■ Supplied data ■
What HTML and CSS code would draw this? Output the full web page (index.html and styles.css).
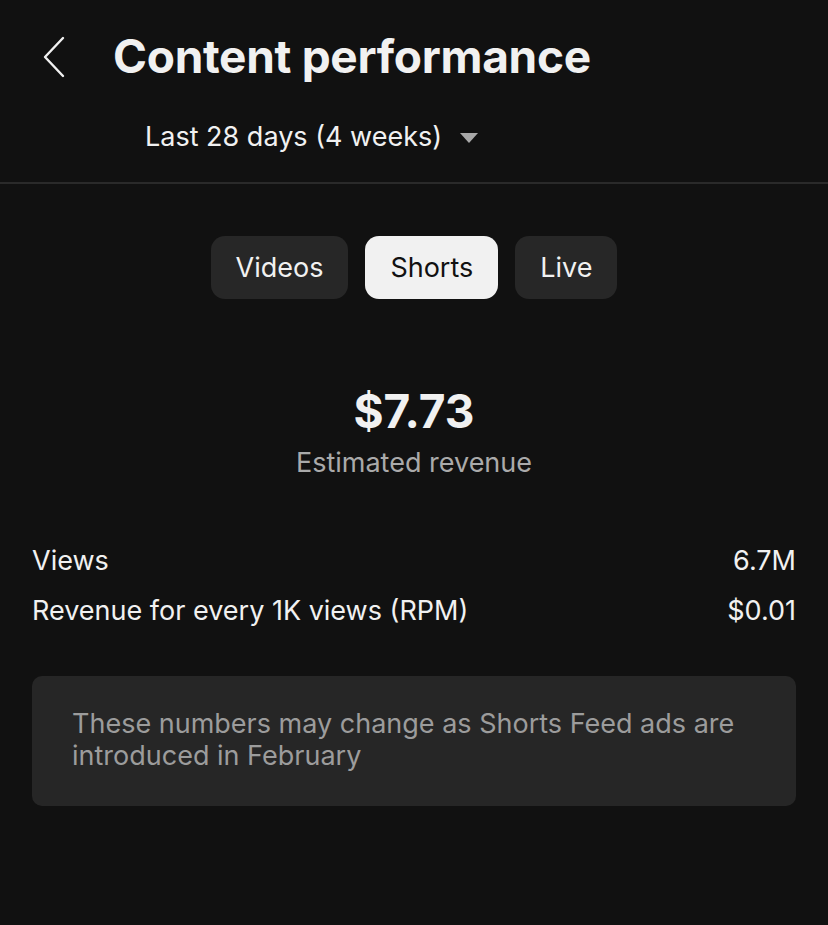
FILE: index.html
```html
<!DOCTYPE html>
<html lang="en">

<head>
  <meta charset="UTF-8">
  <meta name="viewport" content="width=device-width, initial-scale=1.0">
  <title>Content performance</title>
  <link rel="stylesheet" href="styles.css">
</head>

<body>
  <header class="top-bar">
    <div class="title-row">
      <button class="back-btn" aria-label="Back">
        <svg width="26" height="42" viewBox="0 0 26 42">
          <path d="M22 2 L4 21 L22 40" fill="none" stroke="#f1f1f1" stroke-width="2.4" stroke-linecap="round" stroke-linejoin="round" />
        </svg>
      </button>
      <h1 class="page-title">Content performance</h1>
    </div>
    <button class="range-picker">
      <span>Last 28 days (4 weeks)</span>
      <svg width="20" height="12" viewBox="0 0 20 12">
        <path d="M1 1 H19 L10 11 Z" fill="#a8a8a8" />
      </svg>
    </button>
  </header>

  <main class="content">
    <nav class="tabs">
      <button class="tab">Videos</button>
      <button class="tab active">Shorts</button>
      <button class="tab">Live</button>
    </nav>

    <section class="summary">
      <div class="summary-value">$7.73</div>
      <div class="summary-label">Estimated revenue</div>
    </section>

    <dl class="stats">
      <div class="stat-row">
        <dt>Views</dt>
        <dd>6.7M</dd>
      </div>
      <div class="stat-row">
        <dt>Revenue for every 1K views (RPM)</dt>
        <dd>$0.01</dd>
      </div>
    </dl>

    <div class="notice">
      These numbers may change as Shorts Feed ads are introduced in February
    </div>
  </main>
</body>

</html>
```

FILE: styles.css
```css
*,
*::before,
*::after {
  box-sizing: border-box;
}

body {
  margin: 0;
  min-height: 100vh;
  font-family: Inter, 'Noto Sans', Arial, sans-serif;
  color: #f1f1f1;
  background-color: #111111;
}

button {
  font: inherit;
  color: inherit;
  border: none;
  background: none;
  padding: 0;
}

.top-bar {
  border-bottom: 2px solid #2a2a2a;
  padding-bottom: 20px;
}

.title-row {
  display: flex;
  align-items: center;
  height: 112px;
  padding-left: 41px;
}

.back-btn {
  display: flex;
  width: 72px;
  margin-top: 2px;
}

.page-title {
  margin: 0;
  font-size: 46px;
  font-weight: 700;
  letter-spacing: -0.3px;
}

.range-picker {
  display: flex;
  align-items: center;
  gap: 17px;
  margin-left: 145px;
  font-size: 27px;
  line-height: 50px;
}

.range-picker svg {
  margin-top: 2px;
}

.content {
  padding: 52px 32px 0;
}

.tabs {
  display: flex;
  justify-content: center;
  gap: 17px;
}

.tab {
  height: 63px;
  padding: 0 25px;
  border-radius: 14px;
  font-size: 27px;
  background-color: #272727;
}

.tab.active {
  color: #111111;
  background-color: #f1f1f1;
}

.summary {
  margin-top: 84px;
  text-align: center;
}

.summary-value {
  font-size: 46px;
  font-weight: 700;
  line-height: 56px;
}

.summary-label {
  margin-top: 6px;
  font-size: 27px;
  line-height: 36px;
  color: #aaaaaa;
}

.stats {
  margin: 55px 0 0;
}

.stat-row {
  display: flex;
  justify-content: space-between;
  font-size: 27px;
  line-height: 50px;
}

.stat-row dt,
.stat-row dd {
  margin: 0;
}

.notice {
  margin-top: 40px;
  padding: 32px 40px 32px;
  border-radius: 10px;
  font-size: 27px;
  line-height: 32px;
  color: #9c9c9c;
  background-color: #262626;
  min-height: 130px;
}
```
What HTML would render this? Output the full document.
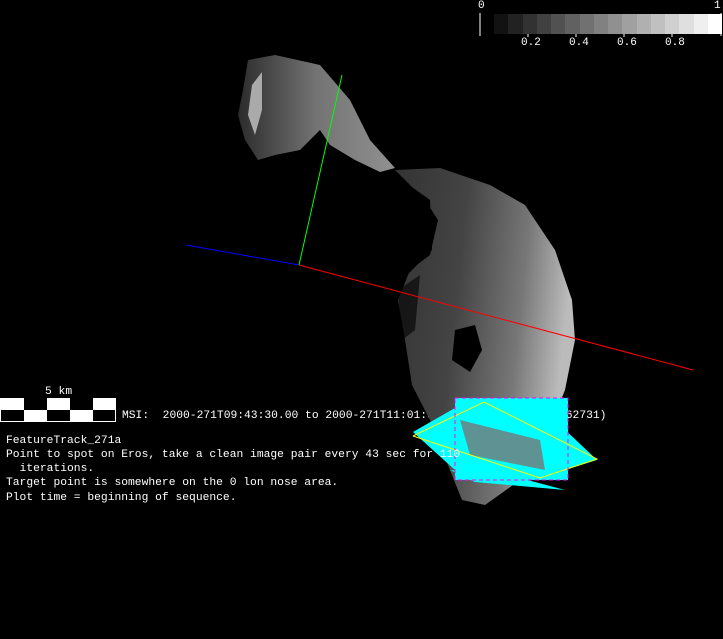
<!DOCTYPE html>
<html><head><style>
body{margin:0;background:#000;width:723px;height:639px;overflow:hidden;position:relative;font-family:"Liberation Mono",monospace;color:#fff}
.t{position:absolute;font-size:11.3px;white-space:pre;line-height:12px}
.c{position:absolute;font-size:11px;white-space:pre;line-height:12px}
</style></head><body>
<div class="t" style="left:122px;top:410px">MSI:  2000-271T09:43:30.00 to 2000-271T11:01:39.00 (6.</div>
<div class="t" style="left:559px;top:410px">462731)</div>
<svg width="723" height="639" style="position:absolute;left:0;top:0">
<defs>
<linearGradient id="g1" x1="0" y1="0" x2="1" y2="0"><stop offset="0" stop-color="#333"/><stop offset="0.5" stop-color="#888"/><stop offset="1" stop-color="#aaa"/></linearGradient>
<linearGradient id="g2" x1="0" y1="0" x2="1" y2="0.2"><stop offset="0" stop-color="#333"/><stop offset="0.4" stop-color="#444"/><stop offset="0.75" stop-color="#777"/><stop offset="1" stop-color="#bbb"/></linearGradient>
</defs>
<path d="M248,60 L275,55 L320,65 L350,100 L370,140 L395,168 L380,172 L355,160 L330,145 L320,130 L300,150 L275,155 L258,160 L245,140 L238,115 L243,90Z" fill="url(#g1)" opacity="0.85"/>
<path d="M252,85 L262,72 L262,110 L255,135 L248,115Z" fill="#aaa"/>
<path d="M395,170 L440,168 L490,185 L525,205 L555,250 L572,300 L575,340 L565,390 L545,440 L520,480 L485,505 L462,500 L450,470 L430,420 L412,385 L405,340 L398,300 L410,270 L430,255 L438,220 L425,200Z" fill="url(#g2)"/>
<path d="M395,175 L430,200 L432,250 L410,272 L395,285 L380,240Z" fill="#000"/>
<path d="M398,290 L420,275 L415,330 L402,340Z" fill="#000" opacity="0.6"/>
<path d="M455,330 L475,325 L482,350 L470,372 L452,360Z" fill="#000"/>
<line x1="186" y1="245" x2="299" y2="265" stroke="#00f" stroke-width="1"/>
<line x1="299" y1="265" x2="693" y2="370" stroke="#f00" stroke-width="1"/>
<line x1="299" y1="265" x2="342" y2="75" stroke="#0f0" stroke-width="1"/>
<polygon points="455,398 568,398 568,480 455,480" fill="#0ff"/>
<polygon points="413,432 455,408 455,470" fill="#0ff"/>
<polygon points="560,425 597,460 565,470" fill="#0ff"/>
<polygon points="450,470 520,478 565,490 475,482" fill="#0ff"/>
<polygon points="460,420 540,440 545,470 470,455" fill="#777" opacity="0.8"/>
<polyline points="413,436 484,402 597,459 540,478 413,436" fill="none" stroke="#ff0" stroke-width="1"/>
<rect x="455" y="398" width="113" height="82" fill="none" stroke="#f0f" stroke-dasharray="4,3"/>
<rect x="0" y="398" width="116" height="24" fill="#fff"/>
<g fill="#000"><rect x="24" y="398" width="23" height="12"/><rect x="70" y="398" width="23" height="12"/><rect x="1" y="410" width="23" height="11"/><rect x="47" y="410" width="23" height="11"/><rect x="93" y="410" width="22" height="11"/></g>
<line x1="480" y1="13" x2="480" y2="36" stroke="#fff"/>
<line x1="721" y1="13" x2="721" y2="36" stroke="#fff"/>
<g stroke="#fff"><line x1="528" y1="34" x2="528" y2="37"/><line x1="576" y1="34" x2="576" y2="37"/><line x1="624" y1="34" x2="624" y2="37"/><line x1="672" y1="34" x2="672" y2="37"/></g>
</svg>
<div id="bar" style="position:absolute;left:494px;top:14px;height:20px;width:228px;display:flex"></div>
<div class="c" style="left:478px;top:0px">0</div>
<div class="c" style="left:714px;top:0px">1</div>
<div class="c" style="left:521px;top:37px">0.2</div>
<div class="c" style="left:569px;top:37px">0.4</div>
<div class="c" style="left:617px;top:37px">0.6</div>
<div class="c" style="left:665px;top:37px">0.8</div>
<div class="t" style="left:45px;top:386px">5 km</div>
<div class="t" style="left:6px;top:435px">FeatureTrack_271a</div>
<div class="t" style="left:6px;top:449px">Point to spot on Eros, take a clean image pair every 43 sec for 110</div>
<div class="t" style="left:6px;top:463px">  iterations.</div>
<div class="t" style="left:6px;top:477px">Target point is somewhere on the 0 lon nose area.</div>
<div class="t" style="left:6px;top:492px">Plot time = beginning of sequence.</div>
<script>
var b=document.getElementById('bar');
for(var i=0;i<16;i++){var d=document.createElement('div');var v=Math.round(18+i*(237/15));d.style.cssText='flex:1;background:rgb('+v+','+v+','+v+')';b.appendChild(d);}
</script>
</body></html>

■ Required work ■
Collect the lines that hold "this".

■ Output of the task ■
What HTML and CSS code would draw this? Output the full web page (index.html and styles.css).
What HTML would render this? Output the full document.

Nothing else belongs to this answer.